Orange alert. Orange alert.

Patrick McGoohan is dead.

The Prisoner inspires Trekker / Browncoat levels of devotion in me. (When I saw last week that AMC is streaming the original series online, my first thought was, “which episode order are they using?”) It was my first exposure to science fiction TV other than Star Trek, and it shaped my tastes immensely at a fairly young age. (I seem to recall that my father taped the show when CBS aired it after The Pat Sajak Show—which would make me ten or eleven years old at the time—but I think that I actually saw it on PBS before that.)

The Prisoner wasn’t a perfect show on an episode-by-episode basis; like too much television, it was padded out for commercial reasons to a greater length than its premise could sustain. But on the whole it did what any good show does, blending familiar story elements into something distinctive.

(For the uninitiated: imagine if Keifer Sutherland left 24 to star in a show about a nameless man exactly like Jack Bauer, who has been imprisoned and tortured by his former employers because he doesn’t want to work for them anymore. Also, there’s a enigmatic monster like on Lost, only it’s a sentient weather balloon that acts as a guard dog, which is way cooler than a cloud of smoke that thinks it’s a taxicab anyway, so stop snickering and get off my lawn.)
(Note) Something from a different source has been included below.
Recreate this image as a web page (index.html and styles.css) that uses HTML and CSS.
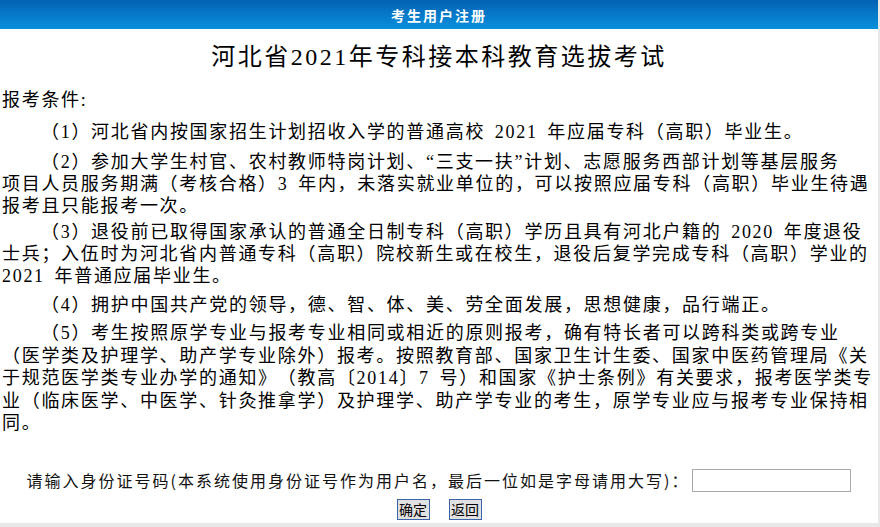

A huge part of the appeal of The Prisoner to my younger self was McGoohan’s ferocious performance. The Prisoner (the character) is a loner who absolutely refuses to compromise with the society he has rejected:

I will not make any deals with you. I’ve resigned. I will not be pushed, filed, stamped, indexed, briefed, debriefed or numbered. My life is my own.

But just because he’s dropped out doesn’t mean he’s mellowed, man:

I’m going to escape, come back, wipe this place off the face of the Earth, obliterate it; and you with it.

I mean, come on. That’s awesome. Not exactly a likeable character, true, but one comes to admire his sheer determination in the face of the seemingly limitless resources that The Village expends in its attempt to break him. (Come to think of it, I wonder if my failure to succumb to Rand or Heinlein the way so many of my peers did as a teen is because I’d already been exposed to a far cooler Rational Superman, at an age when it couldn’t do me as much harm.)

In my favorite episode, The Village, which has always refused to call The Prisoner anything but “Number Six”, creates an imposter Number Six, and insists that The Prisoner is—and always has been—Number Twelve. The scheme, of course, is to goad the individualistic Prisoner into asserting his “true” identity as Number Six, cementing his socialization into The Village. In the end, he wins (they don’t break him) but loses (he doesn’t escape). The moral? Doppelgängers + electroshock aversion therapy + spies + monsters = entertainment.

Certainly The Prisoner compares favorably with many shows that have followed it. Despite the occasional absurdity of the genre trappings, the padding, and its infamous ending, The Prisoner still had a much clearer point of view and narrative thrust than a certain inexplicably popular sci-fi drama ever has.